NEW DELHI, AUGUST 5 Father of the massive PCO network Sam Pitroda said today that it was time India revolutionised its university education and e-governance set-up.
Delivering the fourth annual Darbari Seth Memorial Lecture of The Energy Research Institute (TERI), Pitroda said, access to knowledge — through broadband, internet portals and a revamp of education — are necessary before India can face globalisation.
‘‘India needs portals on energy, environment, aviation, economy and on the hundreds of other issues that people, rich or poor, need to know about,’’ said Pitroda, a day after he briefed the Prime Minister on how the Knowledge Commission he heads will ‘‘shake up’’ the system.
Pitroda said portals must be one-stop shops for all information, and not extensions of ‘‘The Raj philosophy’’ of creating barriers between rulers and people. On the Internet, he said IIMs and IITs have created ‘‘peaks’’ in India’s performance chart, that new technologies can level.
‘‘It is not good enough to have peaks like in the IITs and IIMs in a country where less than 6 per cent of people go to college. There is a need to modernise education delivery, bring the politics out of universities, train teachers better, create more universities, have more PhD holders, and encourage people to be more than just doctors or engineers.
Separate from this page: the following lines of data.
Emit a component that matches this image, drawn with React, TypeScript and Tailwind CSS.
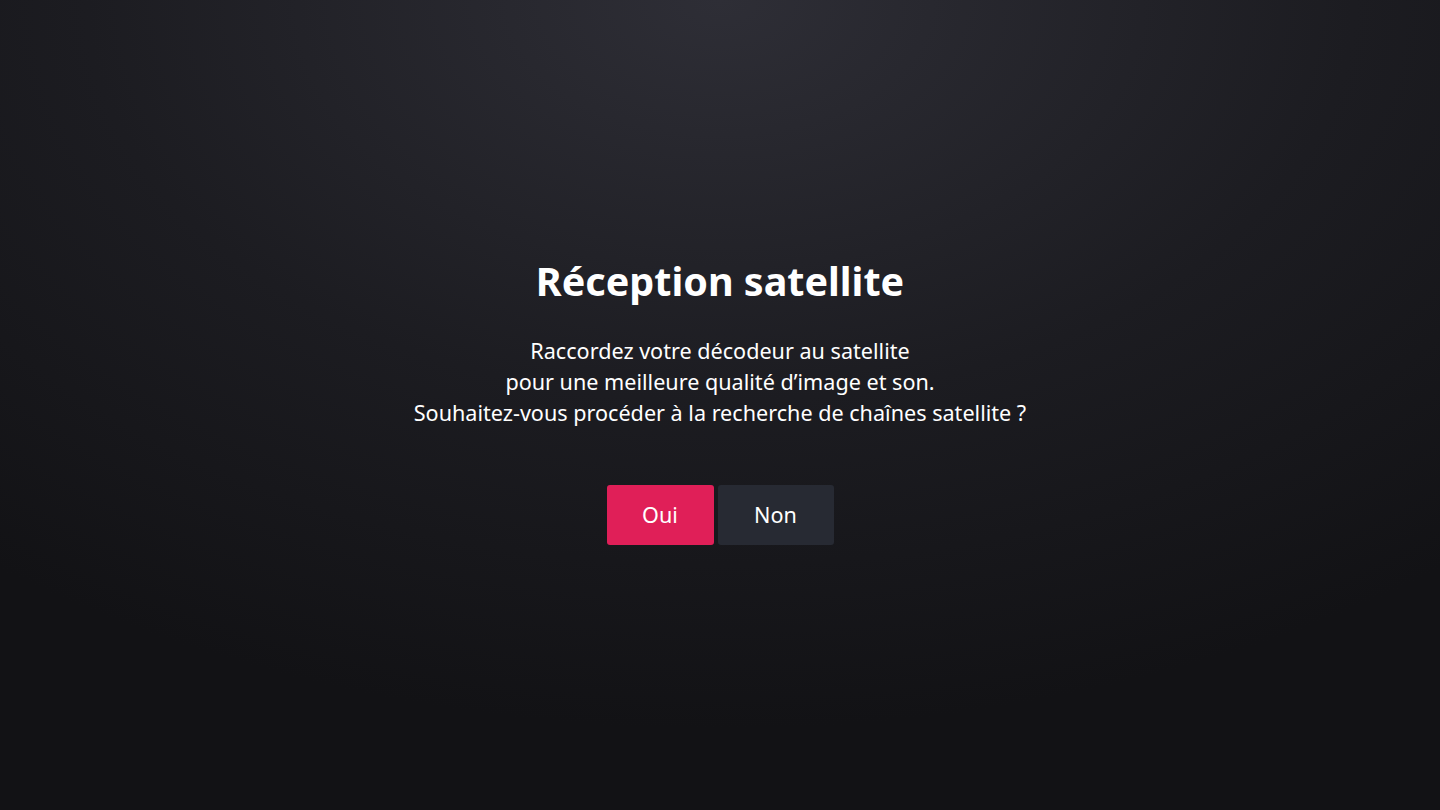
import React from "react";

const App: React.FC = () => {
  return (
    <main
      className="flex h-[810px] w-full flex-col items-center bg-[radial-gradient(ellipse_80%_90%_at_50%_0%,#2e2e36_0%,#1c1c21_55%,#121215_100%)] text-white"
      style={{ fontFamily: '"Noto Sans", "Open Sans", sans-serif' }}
    >
      <h1 className="mt-[255px] text-[39.5px] font-bold leading-[52px]">Réception satellite</h1>
      <div className="mt-[28px] text-center text-[21.6px] leading-[31px]">
        <p>Raccordez votre décodeur au satellite</p>
        <p>pour une meilleure qualité d’image et son.</p>
        <p>Souhaitez-vous procéder à la recherche de chaînes satellite ?</p>
      </div>
      <div className="mt-[57px] flex gap-1">
        <button className="h-[60px] w-[107px] rounded-[3px] bg-[#e01f58] text-[21.6px]">Oui</button>
        <button className="h-[60px] w-[116px] rounded-[3px] bg-[#272a33] text-[21.6px]">Non</button>
      </div>
    </main>
  );
};

export default App;
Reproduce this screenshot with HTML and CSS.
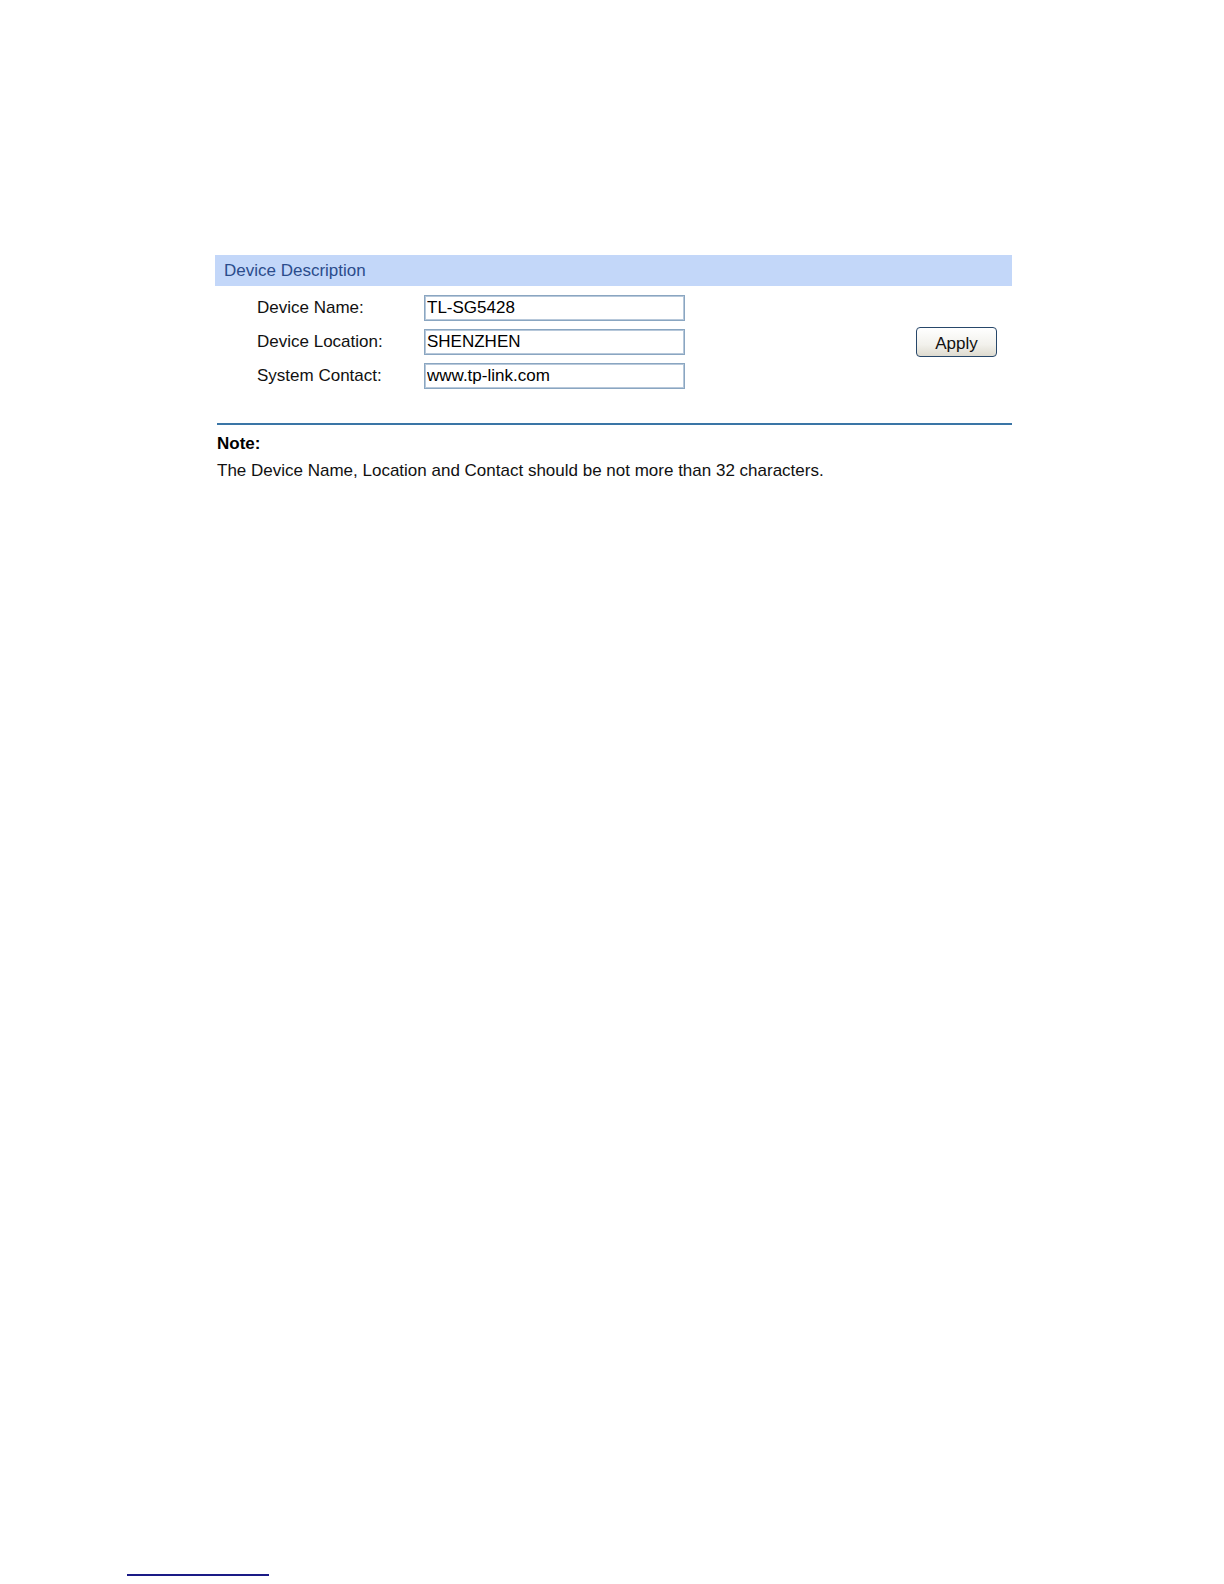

Only then will the performance average of the country go up,’’ Pitroda said.
‘‘We have to think about how the best minds all over the world have been focussing on solving the West’s problems. As a result, the problems of the poor do not get enough attention from the best minds. Even the IIM and IIT graduates prefer to go to the United States!’’ he said.
For any of Sam’s goals to come through, he said the mindset will need to change. The to-market strategies will have to be altered to do well at more than services.
‘‘Till date, I have seen very little product development in India. You need stronger intellectual property rights, and a different strategy to take a product to global standards. That is why most innovations the world sees have come from the United Staes: The transistor, laser, computer or Windows software.’’
Sam, who is credited with the plans that brought about a PCO revolution in the country in the 1990s, said Indians need to lose their fear of failure to build an ‘‘open, accessible’’ system.
‘‘Because we are afraid to fail here, we basically don’t move...If you don’t fail, you don’t end up creating new knowledge,’’ he said.